The surveys also show that the EU GDP is growing slowly – the OECD forecasts that the European economy will grow by 1.8 percent this year and by 1.9 percent in 2017. The prognosis for the eurozone GDP growth is a bit worse – 1.6 and 1.7 percent respectively.
Along with economic problems that are remains of the economic crisis, the reports say that there are new challenges for the EU economy that must be tackled – primarily, the influx of migrants and refugees as well as possible Brexit.
"Brexit would lead to economic uncertainty and hinder trade and foreign direct investment flows both of the UK and the EU, hurting growth," the OECD press-release said.

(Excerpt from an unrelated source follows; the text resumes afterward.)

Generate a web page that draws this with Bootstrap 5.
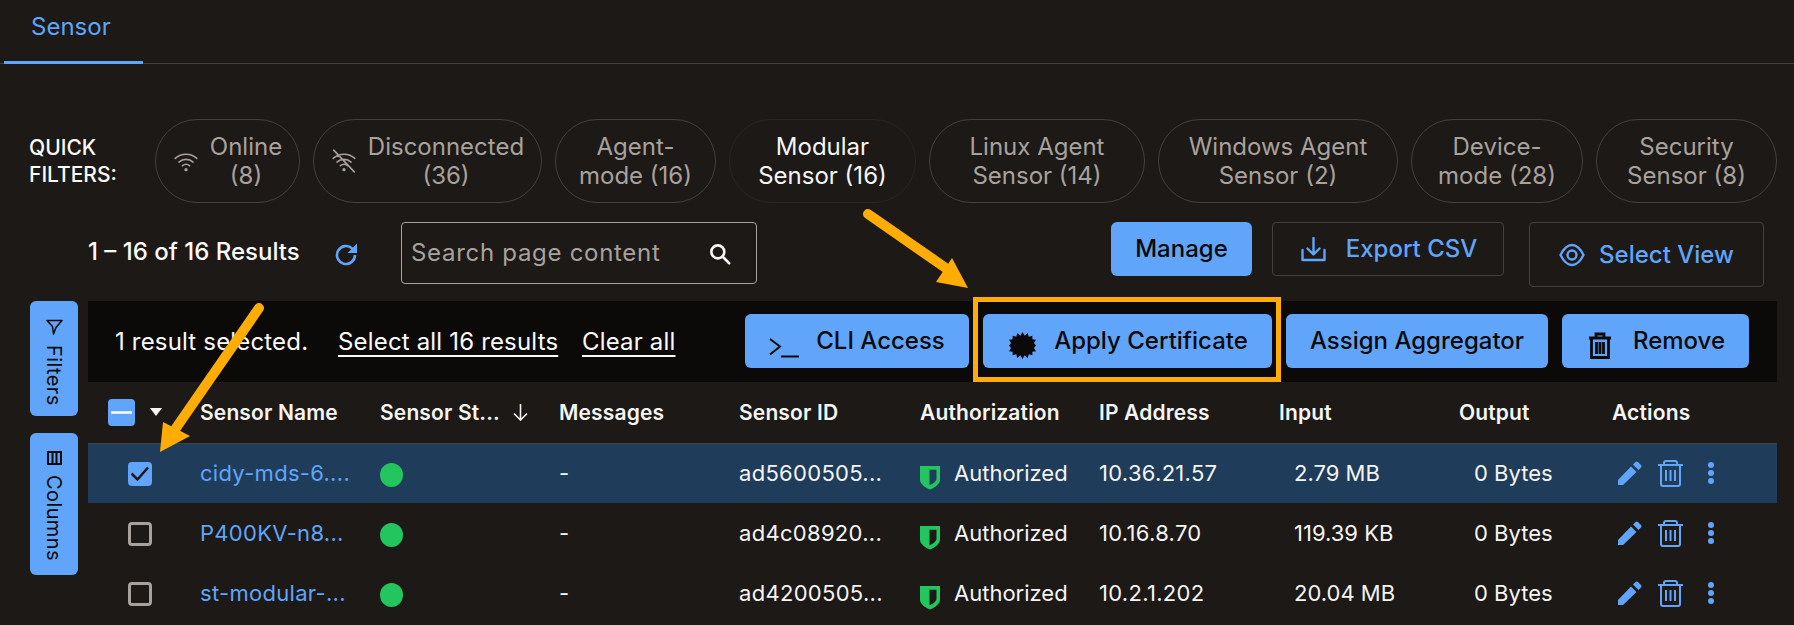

The surveys contain a number of recommendations for the EU states including using budgetary spending to boost growth, easing financial constraints, deepening the single European market by increasing labor mobility, boosting competition in network industries as well as enhancing research and development policy.
"Most of these recommendations have one thing in common: they call for collective action by European countries… Continued cooperation is needed to implement effective solutions to common problems," Gurria said.
He also added that the alternative to collective actions is not the status-quo as lacking cooperation will result in decreasing economic growth and destroying jobs in Europe.